The flour was fairly absorbent so took another couple of teaspoons of butter before I was happy. I didn't want a crumble in the true sense of the word - I wanted something rather more nubbly. So I wet my fingers with some cold water, and started to squeeze the crumble into little rough clumps of flapjackyness. I then scattered my broken sandstone lumpoids over the two casseroles of Cherry compote. Dinner was already in a 170 degree fan oven, so that's what my crumbles went in at. For about 15 - 20 minutes.

Art is not always about straight lines, perfect angles and intent. Sometimes the artist gets the best out of the materials by just watching what happens. By the happy accidents.  
The cherry compote had a lot of liquid. Some would say too much. And the rubbley flapjack crumble left little holes the juice seeped through. But shown the heat of the oven, this seepage turned to glorious toffiness, forming a sticky shell around the knots of oaty crumble. The fruit was deliciously tart against the warmly spiced, sandy, biscuity topping. This was pudding art.

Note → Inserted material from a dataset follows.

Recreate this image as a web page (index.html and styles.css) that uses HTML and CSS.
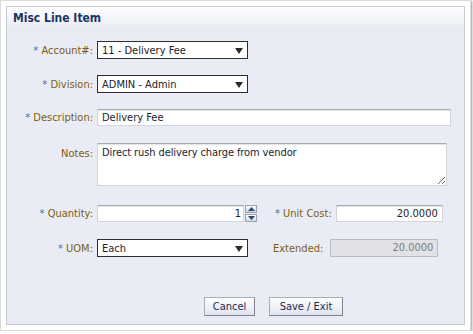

A little scoop of cold vanilla ice cream melted gently into the sauce creating a magenta, cherry-scented custard. It was everything I had hoped it would be. I'd have been happy to consume the other pot the following day, but the teenager devoured it with unashamed gusto, declaring it fabulousness in a dish. I think she might just be right.

One of the joys of small batch baking is the happy fact that you can afford to be a little luxurious. A standard crumble made with just cherries is ludicrously expensive unless you are lucky enough to have a tree. But a crumble made for two allows a little more decadence, and satisfies the small batch baker all at the same time! Huzzah!